Example from tests/tests.rs:

rust println!("Memsearch for {BL}{midval}{UN}, found at: {}", vm.memsearch(midval) .map_or_else(||"None".rd(),|x| x.gr()) );

memsearch returns Option(None), when midval is not found in vm. Here, None will be printed in red, while any found item will be printed in green. Since x has been 'stringified' by .gr(), both closures return the same types, as required by map_or_else.

Struct and Utility Functions

rust use indxvec::{MinMax,here};

Release Notes (Latest First)

Version 1.7.0 More simplification. Removed trait BinarySearch, which was just a couple of wrappers for Search methods.

Version 1.6.0 Simplified the binary search code.

Version 1.5.1 Made biggest_k and smallest_k even more efficient. Upped ran dependency to 1.1.

Version 1.5.0 Bumped up version because of some minor breaking changes.

Version 1.4.16 Added: biggest_k to complement smallest_k. Returns BinaryHeap<Reverse<&T>> of k biggest items.

Version 1.4.15 Tuples with items of different types now also print.

Version 1.4.14 Pruning: removed max_1_min_k and max_2_min_k, specific to medians, to medians crate code.

Version 1.4.13 Added to trait Printing the capability to print pairs &(T,T) and triples &(T,T,T), to avoid reliance on Debug mode in common situations (passing simple uniform tuple results).

Version 1.4.11 - Added to Vecops smallest_k method, similar to smallest_k_heap, except it avoids unnecessary copying (is suitable for complex types T). It returns just the final Vec of k smallest items. Also added max_1_min_k and max_2_min_k, to be used in crate medians. The point of these methods is that they find these values in the most efficient manner, using BinaryHeap. Added here because there may be also other uses for them. Typically picking a group to qualify to 'the final' and some overall winners.

Version 1.4.10 - Added method
smallest_k_heap(self, k: usize) -> BinaryHeap<T>
to Vecops. It efficiently returns max heap of k smallest items.

Version 1.4.9 - Breaking change of hash sort methods. They now require a closure quantify for converting any user type T to f64 (it defines how to build an f64 sort key from any type). This makes prerequisite for sorth explicit and gives more power to the user. It is no longer necessary to implement From trait for every such user type and its methods of quantification, of which there could be many. It is not reasonable to expect the users to have to do that. This new capability is demonstrated at the beginning of test text() (fast sorting of words by their length with a simple closure).

Version 1.4.8 - Added trait Binarysearch with two convenient and safer wrapper methods for the previously introduced methods in Search. Now using RangeInclusive<T> for safe input range.

Version 1.4.7 - General tidying up, mostly just of the documentation.

Version 1.4.6 - Added function search_all which is a kind of easier wrapper for binary_all, without the need to specify the sort order.

Version 1.4.5 - Improved binary_all usage.

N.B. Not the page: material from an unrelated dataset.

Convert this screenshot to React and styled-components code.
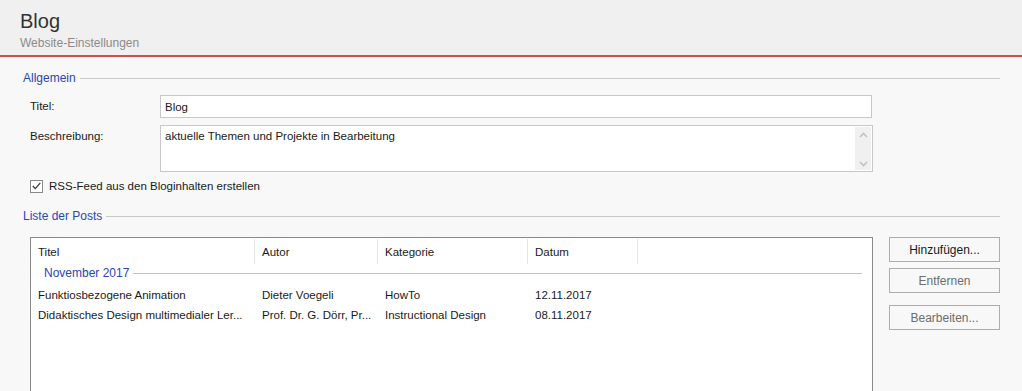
import React from 'react';
import styled, { createGlobalStyle } from 'styled-components';

const GlobalStyle = createGlobalStyle`
  html, body {
    margin: 0;
    padding: 0;
    background: #f8f8f8;
    overflow: hidden;
  }
  body {
    font-family: 'Segoe UI', 'Liberation Sans', Arial, sans-serif;
    font-size: 11.5px;
    color: #1a1a1a;
  }
`;

const Page = styled.div`
  width: 1022px;
  height: 391px;
  overflow: hidden;
`;

const Header = styled.header`
  height: 57px;
  box-sizing: border-box;
  padding: 8px 0 0 20px;
  background: #f0f0f0;
  border-bottom: 2px solid #dc4b4b;
`;

const Title = styled.h1`
  margin: 0;
  font-size: 20px;
  font-weight: normal;
  line-height: 26px;
  color: #333;
`;

const Subtitle = styled.div`
  font-size: 12px;
  line-height: 18px;
  color: #8a8a8a;
`;

const Main = styled.main`
  padding: 13px 22px 0 23px;
`;

const SectionHead = styled.div`
  display: flex;
  align-items: center;
  gap: 4px;
  height: 16px;
  font-size: 12px;
  color: #2846b4;
  margin-top: ${(p) => p.$top || 0}px;

  &::after {
    content: '';
    flex: 1;
    height: 1px;
    background: #c8c8c8;
  }
`;

const Form = styled.div`
  display: grid;
  grid-template-columns: 130px 713px;
  row-gap: 7px;
  padding: 9px 0 0 7px;
  align-items: start;
`;

const Label = styled.div`
  line-height: 23px;
`;

const TextBox = styled.input`
  box-sizing: border-box;
  height: 23px;
  width: 712px;
  margin: 0;
  padding: 0 4px;
  border: 1px solid #c8c8c8;
  background: #fff;
  font: inherit;
  color: #1a1a1a;
  outline: none;
`;

const Area = styled.div`
  box-sizing: border-box;
  height: 47px;
  width: 713px;
  display: flex;
  border: 1px solid #c8c8c8;
  background: #fff;
  padding: 1px;
`;

const AreaText = styled.div`
  flex: 1;
  padding: 0 3px;
  line-height: 18px;
`;

const ScrollBar = styled.div`
  width: 16px;
  background: #f0f0f0;
  display: flex;
  flex-direction: column;
  justify-content: space-between;
  align-items: center;
  padding: 5px 0 3px;
`;

const CheckRow = styled.label`
  display: flex;
  align-items: center;
  gap: 6px;
  margin: 6px 0 0 7px;
  height: 16px;
`;

const CheckBox = styled.span`
  box-sizing: border-box;
  width: 13px;
  height: 13px;
  border: 1px solid #8a8a8a;
  background: #fff;
  display: flex;
  align-items: center;
  justify-content: center;
`;

const ListArea = styled.div`
  display: flex;
  gap: 16px;
  margin: 13px 0 0 7px;
`;

const ListBox = styled.div`
  box-sizing: border-box;
  width: 843px;
  height: 200px;
  border: 1px solid #8a8a8a;
  background: #fff;
`;

const Columns = styled.div`
  display: grid;
  grid-template-columns: 224px 123px 150px 110px;
`;

const HeadCell = styled.div`
  height: 25px;
  margin-top: 1px;
  line-height: 27px;
  padding-left: 7px;
  border-right: 1px solid #e5e5e5;
`;

const Cell = styled.div`
  line-height: 20px;
  padding-left: 7px;
  white-space: nowrap;
`;

const Group = styled.div`
  display: flex;
  align-items: center;
  gap: 4px;
  height: 18px;
  margin: 0 10px 3px 13px;
  color: #2846b4;
  font-size: 12px;

  &::after {
    content: '';
    flex: 1;
    height: 1px;
    background: #b4c3de;
  }
`;

const Buttons = styled.div`
  display: flex;
  flex-direction: column;
`;

const Button = styled.button`
  box-sizing: border-box;
  width: 111px;
  height: 25px;
  margin: 0 0 ${(p) => p.$gap || 0}px;
  border: 1px solid #adadad;
  background: #f8f8f8;
  font: inherit;
  font-size: 12px;
  color: ${(p) => (p.disabled ? '#6d6d6d' : '#1a1a1a')};
  padding: 0;
`;

const Chevron = ({ up }) => (
  <svg width="9" height="6" viewBox="0 0 9 6">
    <path
      d={up ? 'M1 5 L4.5 1.5 L8 5' : 'M1 1 L4.5 4.5 L8 1'}
      fill="none"
      stroke="#c2c2c2"
      strokeWidth="1.6"
    />
  </svg>
);

// texts already cut like the list view shows them
const posts = [
  { titel: 'Funktiosbezogene Animation', autor: 'Dieter Voegeli', kategorie: 'HowTo', datum: '12.11.2017' },
  {
    titel: 'Didaktisches Design multimedialer Ler...',
    autor: 'Prof. Dr. G. Dörr, Pr...',
    kategorie: 'Instructional Design',
    datum: '08.11.2017',
  },
];

export default function App() {
  return (
    <Page>
      <GlobalStyle />
      <Header>
        <Title>Blog</Title>
        <Subtitle>Website-Einstellungen</Subtitle>
      </Header>
      <Main>
        <SectionHead>Allgemein</SectionHead>
        <Form>
          <Label>Titel:</Label>
          <TextBox value="Blog" readOnly />
          <Label>Beschreibung:</Label>
          <Area>
            <AreaText>aktuelle Themen und Projekte in Bearbeitung</AreaText>
            <ScrollBar>
              <Chevron up />
              <Chevron />
            </ScrollBar>
          </Area>
        </Form>
        <CheckRow>
          <CheckBox>
            <svg width="9" height="8" viewBox="0 0 9 8">
              <path d="M0.8 4 L3.3 6.6 L8.3 0.8" fill="none" stroke="#333" strokeWidth="1.2" />
            </svg>
          </CheckBox>
          RSS-Feed aus den Bloginhalten erstellen
        </CheckRow>
        <SectionHead $top={14}>Liste der Posts</SectionHead>
        <ListArea>
          <ListBox>
            <Columns>
              <HeadCell>Titel</HeadCell>
              <HeadCell>Autor</HeadCell>
              <HeadCell>Kategorie</HeadCell>
              <HeadCell>Datum</HeadCell>
            </Columns>
            <Group>November 2017</Group>
            {posts.map((p) => (
              <Columns key={p.datum}>
                <Cell>{p.titel}</Cell>
                <Cell>{p.autor}</Cell>
                <Cell>{p.kategorie}</Cell>
                <Cell>{p.datum}</Cell>
              </Columns>
            ))}
          </ListBox>
          <Buttons>
            <Button $gap={6}>Hinzufügen...</Button>
            <Button $gap={12} disabled>Entfernen</Button>
            <Button disabled>Bearbeiten...</Button>
          </Buttons>
        </ListArea>
      </Main>
    </Page>
  );
}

Added solve to trait Search for solving equations (with guaranteed convergence, unlike secant methods). Added demonstration to tests.rs.

Version 1.4.4 - No change to functionality. Added fully automated github action testing, outputs can be found by clicking the test badge at the top of this document.

Version 1.4.3 - Updated dev dependency ran. Added github action.

Version 1.4.2 - Introduced automatic sort order detection in binary_all, thus allowing more code simplification in methods binsearch and binsearch_indexed that depend on it.

Version 1.4.1 - Rewritten binsearch and binsearch_indexed from trait Vecops as encapsulations of the general purpose binary_all from trait Sort. Reduced the code size.

Version 1.4.0 - Introduced new trait Search: impl<T> Search<T> for Range<T>. The search algorithms can now be applied in 'builder style chained API's', filtering the ranges.